> [Task prompt]
The data below should be restated word for word, with every picture omitted.

> [Supplied data]
══════════════════════════════
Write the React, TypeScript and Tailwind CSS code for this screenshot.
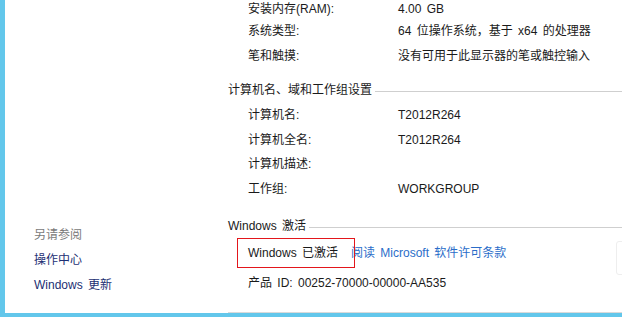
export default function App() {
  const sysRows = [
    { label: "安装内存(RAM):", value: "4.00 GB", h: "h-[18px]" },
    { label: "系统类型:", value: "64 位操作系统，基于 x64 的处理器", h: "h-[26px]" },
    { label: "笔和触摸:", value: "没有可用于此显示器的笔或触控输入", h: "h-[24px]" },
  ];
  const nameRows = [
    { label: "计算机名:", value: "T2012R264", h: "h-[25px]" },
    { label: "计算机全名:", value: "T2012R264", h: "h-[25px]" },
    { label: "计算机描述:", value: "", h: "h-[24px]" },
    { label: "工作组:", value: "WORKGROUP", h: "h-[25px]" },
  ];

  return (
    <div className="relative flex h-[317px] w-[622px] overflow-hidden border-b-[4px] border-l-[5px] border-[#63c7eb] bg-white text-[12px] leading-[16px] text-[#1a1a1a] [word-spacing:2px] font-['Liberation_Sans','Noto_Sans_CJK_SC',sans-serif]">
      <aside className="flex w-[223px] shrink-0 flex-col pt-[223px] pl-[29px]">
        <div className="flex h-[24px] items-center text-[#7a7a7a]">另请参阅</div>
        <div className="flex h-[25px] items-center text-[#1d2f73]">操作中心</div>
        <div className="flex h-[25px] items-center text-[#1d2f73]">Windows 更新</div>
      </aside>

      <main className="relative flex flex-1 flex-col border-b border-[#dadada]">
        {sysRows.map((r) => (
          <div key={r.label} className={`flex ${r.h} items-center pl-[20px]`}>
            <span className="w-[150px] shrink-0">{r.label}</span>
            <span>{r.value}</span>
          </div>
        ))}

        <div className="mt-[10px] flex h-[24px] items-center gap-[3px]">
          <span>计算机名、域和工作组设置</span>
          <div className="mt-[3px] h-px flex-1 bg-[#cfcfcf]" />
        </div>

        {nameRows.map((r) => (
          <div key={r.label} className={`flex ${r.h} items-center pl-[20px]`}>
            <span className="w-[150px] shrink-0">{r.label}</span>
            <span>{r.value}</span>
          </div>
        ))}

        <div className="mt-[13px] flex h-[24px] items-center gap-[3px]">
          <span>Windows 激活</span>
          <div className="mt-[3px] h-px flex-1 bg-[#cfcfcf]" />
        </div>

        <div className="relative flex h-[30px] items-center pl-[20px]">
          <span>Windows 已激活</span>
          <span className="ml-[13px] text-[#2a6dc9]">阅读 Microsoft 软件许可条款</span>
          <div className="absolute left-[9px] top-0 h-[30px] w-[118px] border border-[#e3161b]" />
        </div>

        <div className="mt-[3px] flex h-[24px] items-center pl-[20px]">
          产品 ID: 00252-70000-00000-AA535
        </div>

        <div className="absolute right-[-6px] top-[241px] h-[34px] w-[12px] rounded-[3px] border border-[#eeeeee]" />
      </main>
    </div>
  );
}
══════════════════════════════
> [Reply to the exercise]
Write the React, TypeScript and Tailwind CSS code for this screenshot.
export default function App() {
  const sysRows = [
    { label: "安装内存(RAM):", value: "4.00 GB", h: "h-[18px]" },
    { label: "系统类型:", value: "64 位操作系统，基于 x64 的处理器", h: "h-[26px]" },
    { label: "笔和触摸:", value: "没有可用于此显示器的笔或触控输入", h: "h-[24px]" },
  ];
  const nameRows = [
    { label: "计算机名:", value: "T2012R264", h: "h-[25px]" },
    { label: "计算机全名:", value: "T2012R264", h: "h-[25px]" },
    { label: "计算机描述:", value: "", h: "h-[24px]" },
    { label: "工作组:", value: "WORKGROUP", h: "h-[25px]" },
  ];

  return (
    <div className="relative flex h-[317px] w-[622px] overflow-hidden border-b-[4px] border-l-[5px] border-[#63c7eb] bg-white text-[12px] leading-[16px] text-[#1a1a1a] [word-spacing:2px] font-['Liberation_Sans','Noto_Sans_CJK_SC',sans-serif]">
      <aside className="flex w-[223px] shrink-0 flex-col pt-[223px] pl-[29px]">
        <div className="flex h-[24px] items-center text-[#7a7a7a]">另请参阅</div>
        <div className="flex h-[25px] items-center text-[#1d2f73]">操作中心</div>
        <div className="flex h-[25px] items-center text-[#1d2f73]">Windows 更新</div>
      </aside>

      <main className="relative flex flex-1 flex-col border-b border-[#dadada]">
        {sysRows.map((r) => (
          <div key={r.label} className={`flex ${r.h} items-center pl-[20px]`}>
            <span className="w-[150px] shrink-0">{r.label}</span>
            <span>{r.value}</span>
          </div>
        ))}

        <div className="mt-[10px] flex h-[24px] items-center gap-[3px]">
          <span>计算机名、域和工作组设置</span>
          <div className="mt-[3px] h-px flex-1 bg-[#cfcfcf]" />
        </div>

        {nameRows.map((r) => (
          <div key={r.label} className={`flex ${r.h} items-center pl-[20px]`}>
            <span className="w-[150px] shrink-0">{r.label}</span>
            <span>{r.value}</span>
          </div>
        ))}

        <div className="mt-[13px] flex h-[24px] items-center gap-[3px]">
          <span>Windows 激活</span>
          <div className="mt-[3px] h-px flex-1 bg-[#cfcfcf]" />
        </div>

        <div className="relative flex h-[30px] items-center pl-[20px]">
          <span>Windows 已激活</span>
          <span className="ml-[13px] text-[#2a6dc9]">阅读 Microsoft 软件许可条款</span>
          <div className="absolute left-[9px] top-0 h-[30px] w-[118px] border border-[#e3161b]" />
        </div>

        <div className="mt-[3px] flex h-[24px] items-center pl-[20px]">
          产品 ID: 00252-70000-00000-AA535
        </div>

        <div className="absolute right-[-6px] top-[241px] h-[34px] w-[12px] rounded-[3px] border border-[#eeeeee]" />
      </main>
    </div>
  );
}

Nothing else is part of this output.